In the classic construction of SMT: We store a branch node with its two children as Node {left, right}
. We have implemented branch node as the following data structure:
pub struct BranchNode {
pub left: MergeValue,
pub right: MergeValue,
}
When left
and right
are both zero, it's not needed to store this zero node.
We still face problem: too many branch nodes in real world. Assuming we have only one leaf node in SMT, there are still 255 branch nodes.
They are all ancestors of the only leaf node. The amount of branch nodes can be easily reached to millions when the leaf nodes grows to above 10k.
It can consume a lot of memory. We realize that the databases or kv-store will be used in SMT proof. Therefore, we introduce a abstracted layer of storage mechanics, trait Store
as following:
/// Trait for customize backend storage
pub trait Store<V> {
fn get_branch(&self, branch_key: &BranchKey) -> Result<Option<BranchNode>, Error>;
fn get_leaf(&self, leaf_key: &H256) -> Result<Option<V>, Error>;
fn insert_branch(&mut self, node_key: BranchKey, branch: BranchNode) -> Result<(), Error>;
fn insert_leaf(&mut self, leaf_key: H256, leaf: V) -> Result<(), Error>;
fn remove_branch(&mut self, node_key: &BranchKey) -> Result<(), Error>;
fn remove_leaf(&mut self, leaf_key: &H256) -> Result<(), Error>;
}
If branch nodes are not many, we can put them all in memory. By default, we have such DefaultStore
:
pub struct DefaultStore<V> {
branches_map: Map<BranchKey, BranchNode>,
leaves_map: Map<H256, V>,
}
If branch nodes are too many, it's better to implement a database backend. We suggest RocksDB: an embedded persistent key-value store for fast storage. Here is an example of RocksDB backend implementation.
This store mechanics is only used in making SMT proof. It doesn't affect on-chain SMT verification which is still very fast and memory-efficient.

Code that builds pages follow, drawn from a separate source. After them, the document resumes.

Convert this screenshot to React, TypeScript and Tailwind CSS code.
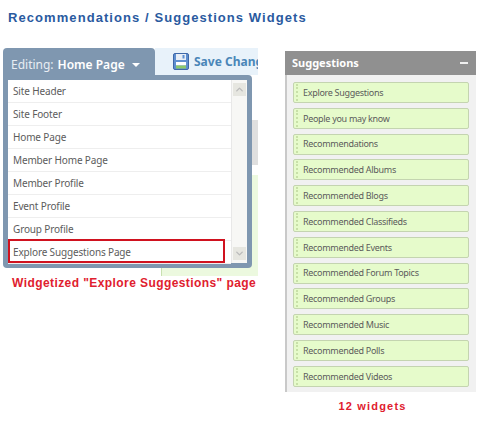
import { ChevronDown, ChevronUp } from 'lucide-react'

const pages = [
    'Site Header',
    'Site Footer',
    'Home Page',
    'Member Home Page',
    'Member Profile',
    'Event Profile',
    'Group Profile',
    'Explore Suggestions Page',
]

const widgets = [
    'Explore Suggestions',
    'People you may know',
    'Recommendations',
    'Recommended Albums',
    'Recommended Blogs',
    'Recommended Classifieds',
    'Recommended Events',
    'Recommended Forum Topics',
    'Recommended Groups',
    'Recommended Music',
    'Recommended Polls',
    'Recommended Videos',
]

function SaveIcon() {
    return (
        <svg width="16" height="17" viewBox="0 0 16 17" className="shrink-0">
            <rect x="0.5" y="0.5" width="15" height="16" rx="1.5" fill="#5f8fd0" stroke="#3f68a8" />
            <rect x="3" y="1" width="10" height="6" fill="#e8eef6" />
            <rect x="9.5" y="2" width="2" height="3.5" fill="#5f8fd0" />
            <rect x="3" y="9" width="10" height="3.5" fill="#ffffff" />
            <rect x="3" y="12.5" width="10" height="3" fill="#8cc86a" />
        </svg>
    )
}

function EditorPanel() {
    return (
        <div className="relative w-[255px] h-[228px]">
            <div className="ml-[152px] w-[103px] h-[27px] bg-[#e8f2fa] flex items-center pl-[18px] gap-[5px] overflow-hidden whitespace-nowrap">
                <SaveIcon />
                <span className="text-[12px] font-bold text-[#4a86b8] font-['Noto_Sans',sans-serif]">Save Changes</span>
            </div>
            {/* page behind the dropdown, only its edge shows */}
            <div className="ml-[158px] mt-[45px] h-[45px] bg-[#dfdfdf]" />
            <div className="ml-[158px] mt-[10px] h-[101px] bg-[#ecf9df] border-l border-[#c8e0b0]" />

            <div className="absolute left-0 top-0 w-[152px] h-[33px] bg-[#7f97b0] rounded-t-[4px] flex items-center pl-[8px] text-[12px] text-[#e8edf3] font-['Noto_Sans',sans-serif] whitespace-nowrap">
                <span>Editing:</span>
                <span className="ml-[4px] font-semibold text-white">Home Page</span>
                <span className="ml-[7px] w-0 h-0 border-x-[4px] border-x-transparent border-t-[4px] border-t-white" />
            </div>
            <div className="absolute left-0 top-[27px] w-[249px] h-[193px] bg-[#7f97b0] rounded-[4px] rounded-tl-none p-[5px]">
                <div className="relative h-full bg-white flex">
                    <div className="flex-1 flex flex-col">
                        {pages.map(page => (
                            <div key={page} className="h-[23px] shrink-0 flex items-center pl-[5px] border-b border-[#eeeeee] text-[10px] tracking-[-0.15px] text-[#5c5c5c] font-['Noto_Sans',sans-serif] whitespace-nowrap">
                                {page}
                            </div>
                        ))}
                    </div>
                    <div className="w-[16px] bg-[#f7f7f5] border-l border-[#e8e8e8] flex flex-col justify-between items-center py-[3px]">
                        <div className="w-[13px] h-[13px] bg-[#e6e6e0] flex items-center justify-center">
                            <ChevronUp size={11} strokeWidth={3} className="text-[#bbb]" />
                        </div>
                        <div className="w-[13px] h-[13px] bg-[#e6e6e0] flex items-center justify-center">
                            <ChevronDown size={11} strokeWidth={3} className="text-[#bbb]" />
                        </div>
                    </div>
                    <div className="absolute left-0 bottom-0 w-[217px] h-[24px] border-2 border-[#d0121f]" />
                </div>
            </div>
        </div>
    )
}

function SuggestionsPanel() {
    return (
        <div className="w-[191px] flex flex-col">
            <div className="h-[24px] bg-[#909090] flex items-center justify-between pl-[7px] pr-[8px] text-white">
                <span className="text-[11px] font-bold font-['Noto_Sans',sans-serif]">Suggestions</span>
                <span className="w-[8px] h-[2px] bg-[#f0f0f0]" />
            </div>
            <div className="h-[317px] bg-[#f1f1f1] border-l-2 border-[#c9c9c9] pl-[6px] pr-[7px] pt-[7px] flex flex-col gap-[4.8px]">
                {widgets.map(widget => (
                    <div key={widget} className="h-[21px] shrink-0 bg-[#e6fbcb] border border-[#c4d4b0] rounded-[2px] flex items-center text-[9px] tracking-[-0.3px] text-[#5c5c5c] font-['Noto_Sans',sans-serif] whitespace-nowrap">
                        <span className="ml-[2px] mr-[5px] w-[2px] h-[17px] border-l-2 border-dotted border-[#c8e0a8]" />
                        {widget}
                    </div>
                ))}
            </div>
        </div>
    )
}

export default function App() {
    return (
        <div className="w-[480px] h-[425px] bg-white overflow-hidden font-['Liberation_Sans',sans-serif]">
            <h1 className="pt-[10px] pl-[8px] h-[48px] text-[13px] leading-[15px] font-bold text-[#2a5a9f] tracking-[1.07px]">
                Recommendations / Suggestions Widgets
            </h1>
            <div className="flex items-start">
                <div className="ml-[3px] w-[255px]">
                    <EditorPanel />
                    <p className="ml-[9px] text-[12px] leading-[15px] font-bold text-[#e0202e] tracking-[0.42px] whitespace-nowrap">
                        Widgetized "Explore Suggestions" page
                    </p>
                </div>
                <div className="ml-[27px] mt-[3px]">
                    <SuggestionsPanel />
                    <p className="mt-[7px] pr-[16px] text-center text-[11px] leading-[14px] font-bold text-[#e0202e] tracking-[1.2px]">12 widgets</p>
                </div>
            </div>
        </div>
    )
}
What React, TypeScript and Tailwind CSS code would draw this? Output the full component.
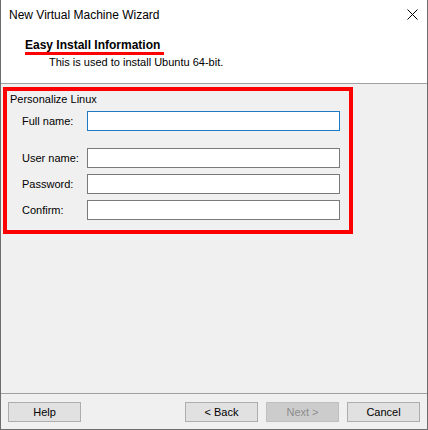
import React from 'react';

const Field: React.FC<{ label: string; focused?: boolean; className?: string }> = ({ label, focused, className }) => (
  <div className={`flex items-center ${className ?? ''}`}>
    <label className="w-[77px] pl-[12px] shrink-0 whitespace-nowrap">{label}</label>
    <input
      type="text"
      className={`w-[253px] h-[20px] shrink-0 bg-white outline-none border ${focused ? 'border-[#1f7ac4]' : 'border-[#7a7a7a]'}`}
    />
  </div>
);

const WizButton: React.FC<{ label: string; disabled?: boolean }> = ({ label, disabled }) => (
  <button
    disabled={disabled}
    className={`w-[73px] h-[20px] border text-[11px] leading-none ${
      disabled ? 'bg-[#cccccc] border-[#bfbfbf] text-[#8c8c8c]' : 'bg-[#e1e1e1] border-[#adadad] text-black'
    }`}
  >
    {label}
  </button>
);

export default function App() {
  return (
    <div className="w-[428px] h-[430px] bg-[#f0f0f0] flex flex-col border-x border-b border-[#6d6d6d] font-['Liberation_Sans',Arial,sans-serif] text-[11px] text-black">
      {/* title bar + header */}
      <div className="bg-white h-[84px] border-b border-[#a0a0a0] flex flex-col shrink-0">
        <div className="h-[30px] flex items-center justify-between pl-[8px] pr-[9px]">
          <span className="text-[12px] leading-none -mt-[1px]">New Virtual Machine Wizard</span>
          <svg width="11" height="11" viewBox="0 0 11 11" className="-mt-[1px]">
            <path d="M0.5 0.5 L10.5 10.5 M10.5 0.5 L0.5 10.5" stroke="#000" strokeWidth="1" />
          </svg>
        </div>
        <div className="pl-[24px] pt-[7px]">
          <div className="inline-block font-bold text-[12px] leading-[14px] border-b-[3px] border-[#ff0000] pr-[4px]">
            Easy Install Information
          </div>
          <div className="pl-[24px] leading-[13px] mt-[1px]">This is used to install Ubuntu 64-bit.</div>
        </div>
      </div>

      {/* body */}
      <div className="flex-1 pl-[2px] pt-[3px]">
        <div className="w-[350px] h-[147px] border-[4px] border-[#ff0000] pl-[3px] pt-[2px]">
          <div className="leading-[13px]">Personalize Linux</div>
          <Field label="Full name:" focused className="mt-[5px]" />
          <Field label="User name:" className="mt-[17px]" />
          <Field label="Password:" className="mt-[6px]" />
          <Field label="Confirm:" className="mt-[6px]" />
        </div>
      </div>

      {/* footer */}
      <div className="h-[36px] border-t border-[#a0a0a0] flex items-start justify-between pl-[7px] pr-[7px] pt-[8px] shrink-0">
        <WizButton label="Help" />
        <div className="flex gap-[8px]">
          <WizButton label="< Back" />
          <WizButton label="Next >" disabled />
          <WizButton label="Cancel" />
        </div>
      </div>
    </div>
  );
}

We can optimize the storage space and performance by using shortcut nodes. A shortcut is a node that has only one leaf node, it can be merged with its parent node. The shortcut node is only used in the storage, it doesn't affect the verification process. We implement it as following algorithm: Aergo Trie. This algorithm is enabled by trie
feature, which is disabled by default.